In my case I pulled a trick out of an old book because something about it appealed to me, but it was just one trick from hundreds of books and thousands of pages. Not so different from throwing a dart at my bookshelf and performing the trick it landed on.
When you do that same old trick simply because you saw me do it, you’re limiting yourself to my random pick when you could just as easily throw your own dart.
My theory is, if we trace back to the origins of the classics it would take us to an inspiring performance of a randomly chosen trick. It so inspired the second magician to perform it themselves, then the third.
It becomes this sort of relay race where each successive magician grabs the baton, whether passed to them or not, to carry the trick into their own performances. The long-lasting classics, it seems, are simply those relays which have managed not to drop the baton across the decades.
This survival of the most popular has given us hundreds of thousands of magicians who perform the same twelve tricks.
I encourage you to intentionally break the chain.
One trick, as Fitzkee suggests, is not inherently better than any other. They are recognized as “magic classics” only after they have been arbitrarily lifted above the rest.
It is the performance that makes the trick, not vice versa.

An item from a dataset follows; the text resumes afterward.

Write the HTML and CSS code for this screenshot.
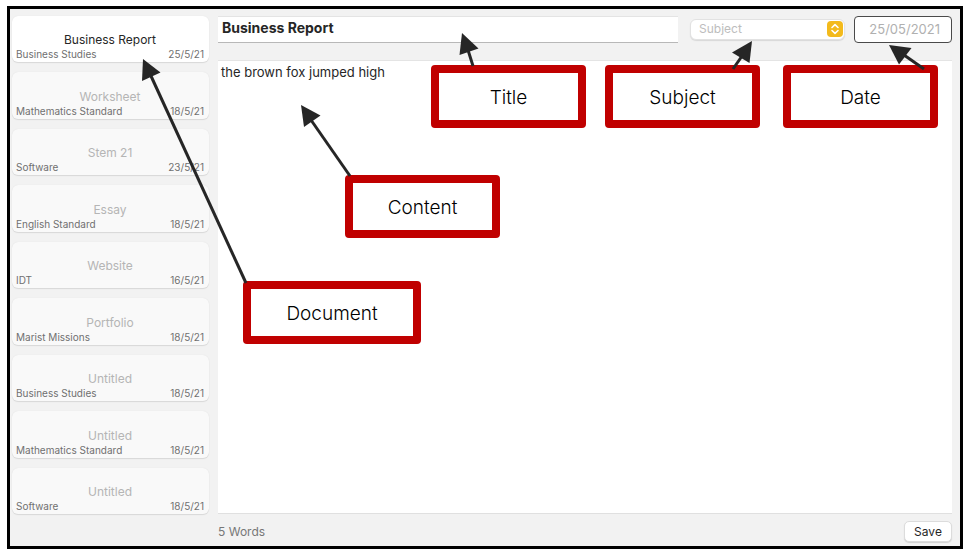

You can flip to your own random page in a random book and put your effort into performing the halibut out of that trick.
Enough with the magician see, magician do.
We’ll both benefit from having shows built from uniquely different material.
All of magic will benefit from an increased artistic diversity, and you will create a your own classic act, rather than an act of borrowed classics.
And with that we have reached the end of what will surely become known as a classic episode of Theory & Thoughts for Magicians. It’s got all the elements you could hope for; theory, thoughts, talking, and music.
I just need you to do your part, and tell everybody that this is a classic. If people hear it said often enough, it will become true. If it’s called a classic, new listeners will pay more attention, and imbue it with more value. My casual observations will be elevated to profound wisdom. It will become famous for being famous.